EXERCISE PROMPT>
Drop the images; return everything else in the listing below exactly.

>> start INFORMATION SHOWN

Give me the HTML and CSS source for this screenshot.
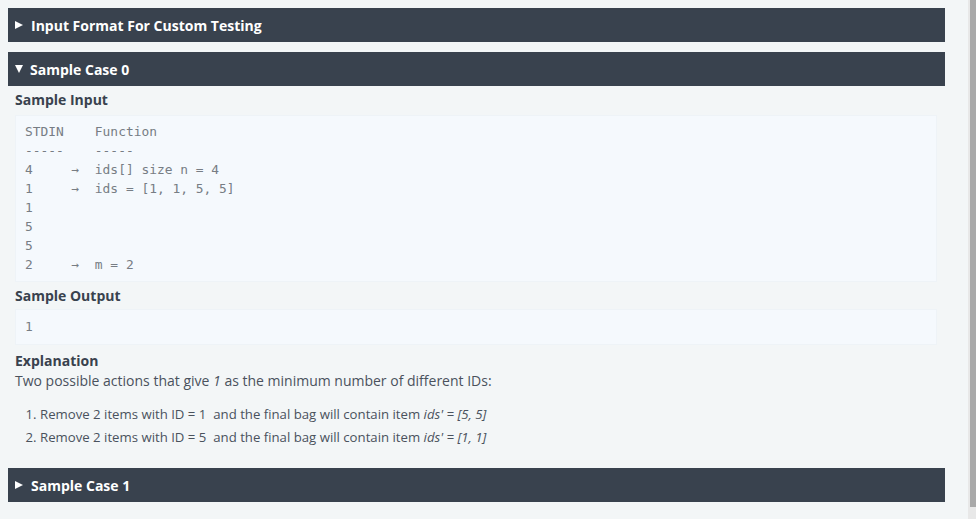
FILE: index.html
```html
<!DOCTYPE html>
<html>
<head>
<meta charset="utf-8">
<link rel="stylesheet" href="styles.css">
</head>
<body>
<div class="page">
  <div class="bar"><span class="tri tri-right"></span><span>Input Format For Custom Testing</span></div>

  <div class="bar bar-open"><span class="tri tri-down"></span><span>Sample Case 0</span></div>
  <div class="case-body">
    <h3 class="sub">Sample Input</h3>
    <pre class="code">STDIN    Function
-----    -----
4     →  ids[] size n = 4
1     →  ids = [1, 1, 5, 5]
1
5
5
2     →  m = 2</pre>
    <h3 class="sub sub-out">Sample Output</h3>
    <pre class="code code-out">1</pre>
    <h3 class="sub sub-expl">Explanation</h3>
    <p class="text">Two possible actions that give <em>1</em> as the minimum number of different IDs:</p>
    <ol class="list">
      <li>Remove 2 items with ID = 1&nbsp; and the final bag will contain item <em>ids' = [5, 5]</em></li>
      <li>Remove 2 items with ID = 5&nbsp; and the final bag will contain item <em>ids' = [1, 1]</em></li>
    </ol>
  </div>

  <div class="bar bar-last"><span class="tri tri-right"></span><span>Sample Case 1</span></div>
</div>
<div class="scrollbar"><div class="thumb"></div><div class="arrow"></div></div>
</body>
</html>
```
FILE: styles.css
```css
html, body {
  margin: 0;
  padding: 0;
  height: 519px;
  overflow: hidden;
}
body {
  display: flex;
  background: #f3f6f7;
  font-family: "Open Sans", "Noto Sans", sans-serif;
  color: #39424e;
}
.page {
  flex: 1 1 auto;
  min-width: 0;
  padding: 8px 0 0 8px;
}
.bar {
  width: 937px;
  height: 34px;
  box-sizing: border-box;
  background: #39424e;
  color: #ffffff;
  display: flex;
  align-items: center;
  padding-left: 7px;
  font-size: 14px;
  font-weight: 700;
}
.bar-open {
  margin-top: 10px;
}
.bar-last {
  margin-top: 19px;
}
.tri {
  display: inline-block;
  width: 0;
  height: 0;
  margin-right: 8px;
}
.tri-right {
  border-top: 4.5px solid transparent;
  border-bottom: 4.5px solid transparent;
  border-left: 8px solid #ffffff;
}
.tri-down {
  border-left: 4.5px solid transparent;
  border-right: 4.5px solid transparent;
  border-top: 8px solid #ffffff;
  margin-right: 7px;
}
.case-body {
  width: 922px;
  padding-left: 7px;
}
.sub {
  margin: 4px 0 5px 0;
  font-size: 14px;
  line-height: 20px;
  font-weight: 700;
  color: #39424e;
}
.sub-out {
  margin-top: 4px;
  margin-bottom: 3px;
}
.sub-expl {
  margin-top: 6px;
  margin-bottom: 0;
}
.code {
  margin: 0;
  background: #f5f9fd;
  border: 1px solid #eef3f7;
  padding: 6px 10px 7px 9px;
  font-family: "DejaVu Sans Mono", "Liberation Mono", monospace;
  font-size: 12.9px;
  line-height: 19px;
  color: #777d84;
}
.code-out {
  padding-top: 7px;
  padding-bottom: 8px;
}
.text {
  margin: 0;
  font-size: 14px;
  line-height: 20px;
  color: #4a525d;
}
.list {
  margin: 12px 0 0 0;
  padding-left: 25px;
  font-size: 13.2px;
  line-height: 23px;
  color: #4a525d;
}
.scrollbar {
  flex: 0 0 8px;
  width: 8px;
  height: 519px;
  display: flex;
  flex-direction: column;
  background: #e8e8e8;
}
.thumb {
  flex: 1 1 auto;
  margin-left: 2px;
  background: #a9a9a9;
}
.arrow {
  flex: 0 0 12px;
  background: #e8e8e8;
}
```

>> end INFORMATION SHOWN

COMPLETE OUTPUT>
Give me the HTML and CSS source for this screenshot.
FILE: index.html
```html
<!DOCTYPE html>
<html>
<head>
<meta charset="utf-8">
<link rel="stylesheet" href="styles.css">
</head>
<body>
<div class="page">
  <div class="bar"><span class="tri tri-right"></span><span>Input Format For Custom Testing</span></div>

  <div class="bar bar-open"><span class="tri tri-down"></span><span>Sample Case 0</span></div>
  <div class="case-body">
    <h3 class="sub">Sample Input</h3>
    <pre class="code">STDIN    Function
-----    -----
4     →  ids[] size n = 4
1     →  ids = [1, 1, 5, 5]
1
5
5
2     →  m = 2</pre>
    <h3 class="sub sub-out">Sample Output</h3>
    <pre class="code code-out">1</pre>
    <h3 class="sub sub-expl">Explanation</h3>
    <p class="text">Two possible actions that give <em>1</em> as the minimum number of different IDs:</p>
    <ol class="list">
      <li>Remove 2 items with ID = 1&nbsp; and the final bag will contain item <em>ids' = [5, 5]</em></li>
      <li>Remove 2 items with ID = 5&nbsp; and the final bag will contain item <em>ids' = [1, 1]</em></li>
    </ol>
  </div>

  <div class="bar bar-last"><span class="tri tri-right"></span><span>Sample Case 1</span></div>
</div>
<div class="scrollbar"><div class="thumb"></div><div class="arrow"></div></div>
</body>
</html>
```
FILE: styles.css
```css
html, body {
  margin: 0;
  padding: 0;
  height: 519px;
  overflow: hidden;
}
body {
  display: flex;
  background: #f3f6f7;
  font-family: "Open Sans", "Noto Sans", sans-serif;
  color: #39424e;
}
.page {
  flex: 1 1 auto;
  min-width: 0;
  padding: 8px 0 0 8px;
}
.bar {
  width: 937px;
  height: 34px;
  box-sizing: border-box;
  background: #39424e;
  color: #ffffff;
  display: flex;
  align-items: center;
  padding-left: 7px;
  font-size: 14px;
  font-weight: 700;
}
.bar-open {
  margin-top: 10px;
}
.bar-last {
  margin-top: 19px;
}
.tri {
  display: inline-block;
  width: 0;
  height: 0;
  margin-right: 8px;
}
.tri-right {
  border-top: 4.5px solid transparent;
  border-bottom: 4.5px solid transparent;
  border-left: 8px solid #ffffff;
}
.tri-down {
  border-left: 4.5px solid transparent;
  border-right: 4.5px solid transparent;
  border-top: 8px solid #ffffff;
  margin-right: 7px;
}
.case-body {
  width: 922px;
  padding-left: 7px;
}
.sub {
  margin: 4px 0 5px 0;
  font-size: 14px;
  line-height: 20px;
  font-weight: 700;
  color: #39424e;
}
.sub-out {
  margin-top: 4px;
  margin-bottom: 3px;
}
.sub-expl {
  margin-top: 6px;
  margin-bottom: 0;
}
.code {
  margin: 0;
  background: #f5f9fd;
  border: 1px solid #eef3f7;
  padding: 6px 10px 7px 9px;
  font-family: "DejaVu Sans Mono", "Liberation Mono", monospace;
  font-size: 12.9px;
  line-height: 19px;
  color: #777d84;
}
.code-out {
  padding-top: 7px;
  padding-bottom: 8px;
}
.text {
  margin: 0;
  font-size: 14px;
  line-height: 20px;
  color: #4a525d;
}
.list {
  margin: 12px 0 0 0;
  padding-left: 25px;
  font-size: 13.2px;
  line-height: 23px;
  color: #4a525d;
}
.scrollbar {
  flex: 0 0 8px;
  width: 8px;
  height: 519px;
  display: flex;
  flex-direction: column;
  background: #e8e8e8;
}
.thumb {
  flex: 1 1 auto;
  margin-left: 2px;
  background: #a9a9a9;
}
.arrow {
  flex: 0 0 12px;
  background: #e8e8e8;
}
```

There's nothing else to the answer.